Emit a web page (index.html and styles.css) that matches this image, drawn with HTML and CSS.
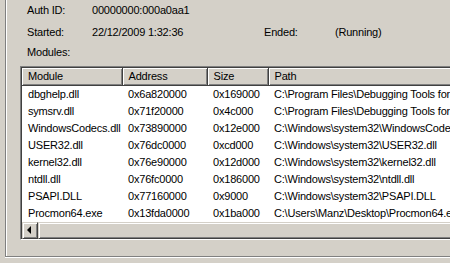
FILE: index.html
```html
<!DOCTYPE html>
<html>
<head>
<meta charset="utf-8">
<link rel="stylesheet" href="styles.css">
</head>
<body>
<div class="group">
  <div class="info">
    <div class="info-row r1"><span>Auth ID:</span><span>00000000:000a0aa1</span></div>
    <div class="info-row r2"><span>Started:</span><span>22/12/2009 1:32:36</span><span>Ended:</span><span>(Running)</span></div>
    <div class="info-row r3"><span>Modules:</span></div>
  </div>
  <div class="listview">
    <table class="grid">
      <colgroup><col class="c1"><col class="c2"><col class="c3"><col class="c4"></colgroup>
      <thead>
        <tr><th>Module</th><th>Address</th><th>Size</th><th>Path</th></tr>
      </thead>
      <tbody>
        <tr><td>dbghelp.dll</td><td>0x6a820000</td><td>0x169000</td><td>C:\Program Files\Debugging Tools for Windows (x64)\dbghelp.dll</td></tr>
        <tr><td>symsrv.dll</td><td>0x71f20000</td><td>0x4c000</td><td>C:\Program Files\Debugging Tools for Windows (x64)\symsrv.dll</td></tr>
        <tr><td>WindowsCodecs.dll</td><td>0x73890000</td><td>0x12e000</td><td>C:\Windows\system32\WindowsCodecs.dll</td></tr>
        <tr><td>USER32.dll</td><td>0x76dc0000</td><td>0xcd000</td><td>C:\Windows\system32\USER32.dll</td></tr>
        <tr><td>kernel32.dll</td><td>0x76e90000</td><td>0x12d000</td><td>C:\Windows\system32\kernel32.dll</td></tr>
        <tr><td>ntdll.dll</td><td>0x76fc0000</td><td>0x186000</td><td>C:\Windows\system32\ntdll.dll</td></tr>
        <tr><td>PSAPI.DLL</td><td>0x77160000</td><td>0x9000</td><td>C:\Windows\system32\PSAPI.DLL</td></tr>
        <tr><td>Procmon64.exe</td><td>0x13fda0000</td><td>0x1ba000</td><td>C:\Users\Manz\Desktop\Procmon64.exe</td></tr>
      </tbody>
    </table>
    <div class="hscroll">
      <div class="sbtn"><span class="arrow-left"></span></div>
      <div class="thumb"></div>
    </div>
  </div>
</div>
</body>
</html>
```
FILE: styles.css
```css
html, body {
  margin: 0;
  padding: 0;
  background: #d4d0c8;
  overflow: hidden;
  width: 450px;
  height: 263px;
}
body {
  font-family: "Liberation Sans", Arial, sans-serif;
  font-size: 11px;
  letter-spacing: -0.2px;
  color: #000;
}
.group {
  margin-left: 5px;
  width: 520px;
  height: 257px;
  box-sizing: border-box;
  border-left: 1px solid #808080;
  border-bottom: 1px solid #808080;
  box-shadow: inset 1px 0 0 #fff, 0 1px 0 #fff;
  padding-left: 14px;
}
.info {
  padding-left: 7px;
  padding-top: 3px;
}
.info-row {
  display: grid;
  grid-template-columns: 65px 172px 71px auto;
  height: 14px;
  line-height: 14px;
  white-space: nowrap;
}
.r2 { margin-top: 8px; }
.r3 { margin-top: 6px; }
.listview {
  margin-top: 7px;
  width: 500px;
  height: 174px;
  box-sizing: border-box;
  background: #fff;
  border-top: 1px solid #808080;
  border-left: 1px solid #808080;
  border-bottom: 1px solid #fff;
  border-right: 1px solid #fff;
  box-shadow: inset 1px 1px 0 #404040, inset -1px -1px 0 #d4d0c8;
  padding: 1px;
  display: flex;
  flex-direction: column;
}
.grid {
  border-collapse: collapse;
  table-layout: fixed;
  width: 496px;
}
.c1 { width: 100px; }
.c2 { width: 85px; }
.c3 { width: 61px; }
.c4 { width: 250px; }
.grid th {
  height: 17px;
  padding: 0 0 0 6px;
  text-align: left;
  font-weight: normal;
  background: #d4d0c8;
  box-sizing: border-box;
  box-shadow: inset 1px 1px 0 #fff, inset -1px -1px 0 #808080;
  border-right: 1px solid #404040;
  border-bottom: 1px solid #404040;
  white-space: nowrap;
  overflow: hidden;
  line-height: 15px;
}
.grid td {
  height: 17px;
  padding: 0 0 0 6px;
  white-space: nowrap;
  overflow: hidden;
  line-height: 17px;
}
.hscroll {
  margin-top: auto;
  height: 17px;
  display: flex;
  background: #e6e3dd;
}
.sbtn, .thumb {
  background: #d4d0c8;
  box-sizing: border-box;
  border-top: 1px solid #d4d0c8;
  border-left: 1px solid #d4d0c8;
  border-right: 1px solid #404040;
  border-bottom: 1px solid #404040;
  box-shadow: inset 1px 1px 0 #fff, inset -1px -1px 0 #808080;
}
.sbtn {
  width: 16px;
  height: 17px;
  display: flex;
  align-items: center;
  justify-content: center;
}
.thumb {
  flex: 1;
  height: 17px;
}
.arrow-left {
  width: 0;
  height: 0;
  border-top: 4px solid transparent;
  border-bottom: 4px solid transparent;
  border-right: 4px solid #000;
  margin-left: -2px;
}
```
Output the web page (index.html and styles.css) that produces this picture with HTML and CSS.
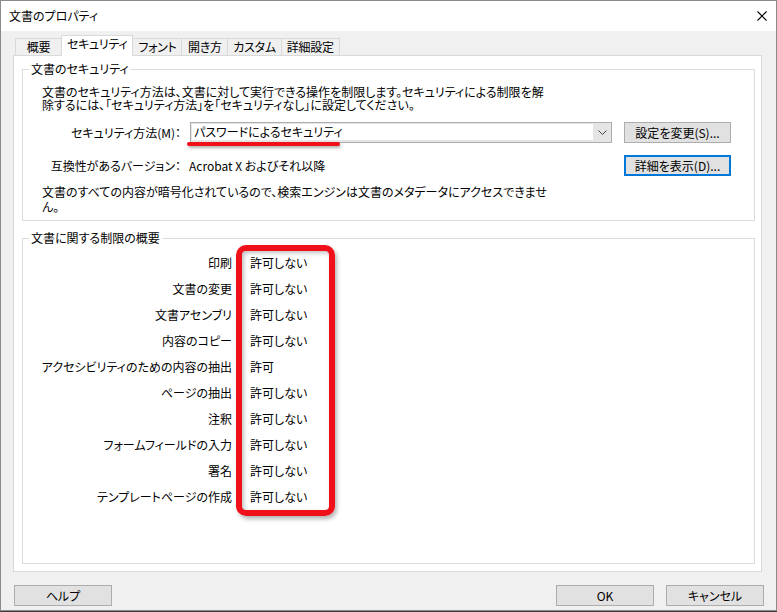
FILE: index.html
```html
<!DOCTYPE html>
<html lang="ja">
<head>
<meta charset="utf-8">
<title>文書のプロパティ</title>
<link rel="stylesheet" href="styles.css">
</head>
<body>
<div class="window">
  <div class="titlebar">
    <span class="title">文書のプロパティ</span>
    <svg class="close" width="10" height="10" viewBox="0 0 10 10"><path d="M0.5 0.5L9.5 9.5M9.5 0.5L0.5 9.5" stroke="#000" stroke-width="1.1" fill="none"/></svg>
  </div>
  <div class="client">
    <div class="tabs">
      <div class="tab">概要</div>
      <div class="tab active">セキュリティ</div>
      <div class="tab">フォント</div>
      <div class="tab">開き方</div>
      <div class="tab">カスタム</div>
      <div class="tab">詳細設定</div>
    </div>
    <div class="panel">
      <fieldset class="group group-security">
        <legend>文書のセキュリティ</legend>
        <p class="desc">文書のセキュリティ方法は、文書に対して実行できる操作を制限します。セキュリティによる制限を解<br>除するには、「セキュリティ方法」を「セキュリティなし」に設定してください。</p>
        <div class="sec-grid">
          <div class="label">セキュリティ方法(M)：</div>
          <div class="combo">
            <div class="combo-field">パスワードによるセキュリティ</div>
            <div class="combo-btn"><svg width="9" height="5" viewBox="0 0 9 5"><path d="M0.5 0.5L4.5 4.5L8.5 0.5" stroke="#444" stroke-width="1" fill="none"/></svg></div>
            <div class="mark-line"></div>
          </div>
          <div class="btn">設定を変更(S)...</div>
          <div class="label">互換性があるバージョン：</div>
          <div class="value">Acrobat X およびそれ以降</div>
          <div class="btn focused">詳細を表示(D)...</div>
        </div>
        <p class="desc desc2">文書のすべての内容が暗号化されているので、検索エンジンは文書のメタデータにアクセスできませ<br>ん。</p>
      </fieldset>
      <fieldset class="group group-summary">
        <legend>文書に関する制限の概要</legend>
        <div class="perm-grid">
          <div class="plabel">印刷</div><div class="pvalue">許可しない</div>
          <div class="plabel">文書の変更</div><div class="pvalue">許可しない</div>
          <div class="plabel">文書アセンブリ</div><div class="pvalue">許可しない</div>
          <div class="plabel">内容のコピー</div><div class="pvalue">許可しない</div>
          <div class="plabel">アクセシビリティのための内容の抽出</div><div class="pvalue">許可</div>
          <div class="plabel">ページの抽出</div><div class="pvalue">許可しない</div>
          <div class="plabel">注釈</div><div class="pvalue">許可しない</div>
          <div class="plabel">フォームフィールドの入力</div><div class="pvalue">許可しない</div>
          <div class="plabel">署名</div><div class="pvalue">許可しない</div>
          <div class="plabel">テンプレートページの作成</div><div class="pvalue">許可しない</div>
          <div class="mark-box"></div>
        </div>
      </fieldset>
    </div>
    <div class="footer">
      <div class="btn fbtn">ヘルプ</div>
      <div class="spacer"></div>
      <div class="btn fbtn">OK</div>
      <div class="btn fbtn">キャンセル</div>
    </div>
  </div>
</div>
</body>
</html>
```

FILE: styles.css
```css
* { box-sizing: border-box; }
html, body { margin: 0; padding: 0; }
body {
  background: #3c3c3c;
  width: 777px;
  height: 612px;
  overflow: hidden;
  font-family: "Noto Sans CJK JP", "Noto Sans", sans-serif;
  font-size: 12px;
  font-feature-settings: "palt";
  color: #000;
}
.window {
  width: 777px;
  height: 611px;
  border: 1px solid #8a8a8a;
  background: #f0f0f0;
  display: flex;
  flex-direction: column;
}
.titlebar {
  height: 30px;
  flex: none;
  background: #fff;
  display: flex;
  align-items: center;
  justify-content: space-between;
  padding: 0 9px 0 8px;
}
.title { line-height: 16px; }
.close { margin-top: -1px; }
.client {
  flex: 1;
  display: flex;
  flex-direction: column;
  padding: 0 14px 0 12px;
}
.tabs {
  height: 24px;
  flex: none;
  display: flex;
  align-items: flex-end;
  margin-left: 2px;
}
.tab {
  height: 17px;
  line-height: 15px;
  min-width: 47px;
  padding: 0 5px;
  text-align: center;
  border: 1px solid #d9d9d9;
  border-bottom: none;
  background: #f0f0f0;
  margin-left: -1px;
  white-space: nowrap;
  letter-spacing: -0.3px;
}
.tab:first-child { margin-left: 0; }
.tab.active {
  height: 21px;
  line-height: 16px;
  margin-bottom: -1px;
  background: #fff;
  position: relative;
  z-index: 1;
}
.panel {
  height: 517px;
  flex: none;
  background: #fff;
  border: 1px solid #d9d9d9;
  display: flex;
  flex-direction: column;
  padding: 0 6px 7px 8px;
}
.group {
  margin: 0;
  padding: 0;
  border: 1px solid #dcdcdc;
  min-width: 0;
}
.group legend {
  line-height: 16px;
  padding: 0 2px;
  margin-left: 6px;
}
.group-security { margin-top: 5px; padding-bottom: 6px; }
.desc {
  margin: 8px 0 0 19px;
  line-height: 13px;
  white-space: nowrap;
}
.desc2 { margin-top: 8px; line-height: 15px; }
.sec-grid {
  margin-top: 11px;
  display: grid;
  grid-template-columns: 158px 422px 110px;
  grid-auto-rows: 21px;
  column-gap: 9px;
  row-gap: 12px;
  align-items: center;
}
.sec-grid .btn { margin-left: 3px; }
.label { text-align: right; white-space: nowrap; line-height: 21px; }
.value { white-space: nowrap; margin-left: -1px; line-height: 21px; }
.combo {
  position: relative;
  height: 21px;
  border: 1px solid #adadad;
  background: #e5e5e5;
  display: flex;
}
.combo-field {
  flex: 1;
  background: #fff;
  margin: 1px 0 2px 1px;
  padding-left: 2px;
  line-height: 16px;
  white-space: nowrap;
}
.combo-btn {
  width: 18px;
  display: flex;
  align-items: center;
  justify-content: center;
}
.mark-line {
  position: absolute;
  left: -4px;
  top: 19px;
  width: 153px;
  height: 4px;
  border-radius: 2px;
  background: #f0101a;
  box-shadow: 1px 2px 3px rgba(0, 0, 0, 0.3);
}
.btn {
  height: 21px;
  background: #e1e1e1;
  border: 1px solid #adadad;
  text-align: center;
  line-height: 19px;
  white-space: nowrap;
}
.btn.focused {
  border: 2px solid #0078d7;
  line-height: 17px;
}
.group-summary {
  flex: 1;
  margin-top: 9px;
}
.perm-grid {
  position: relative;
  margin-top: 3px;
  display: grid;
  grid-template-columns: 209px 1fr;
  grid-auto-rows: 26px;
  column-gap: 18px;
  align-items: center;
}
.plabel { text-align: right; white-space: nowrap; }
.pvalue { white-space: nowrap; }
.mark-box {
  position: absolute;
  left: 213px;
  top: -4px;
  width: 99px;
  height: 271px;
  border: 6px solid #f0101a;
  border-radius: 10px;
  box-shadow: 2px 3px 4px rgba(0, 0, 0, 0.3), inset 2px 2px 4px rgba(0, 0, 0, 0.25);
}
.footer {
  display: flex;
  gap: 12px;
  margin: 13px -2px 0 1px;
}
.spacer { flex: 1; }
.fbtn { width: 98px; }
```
__________________________________________________
THE PROBLEM: Gather each line in these records that contains the string "page".

THE RESPONSE:
Emit a web page (index.html and styles.css) that matches this image, drawn with HTML and CSS.
Output the web page (index.html and styles.css) that produces this picture with HTML and CSS.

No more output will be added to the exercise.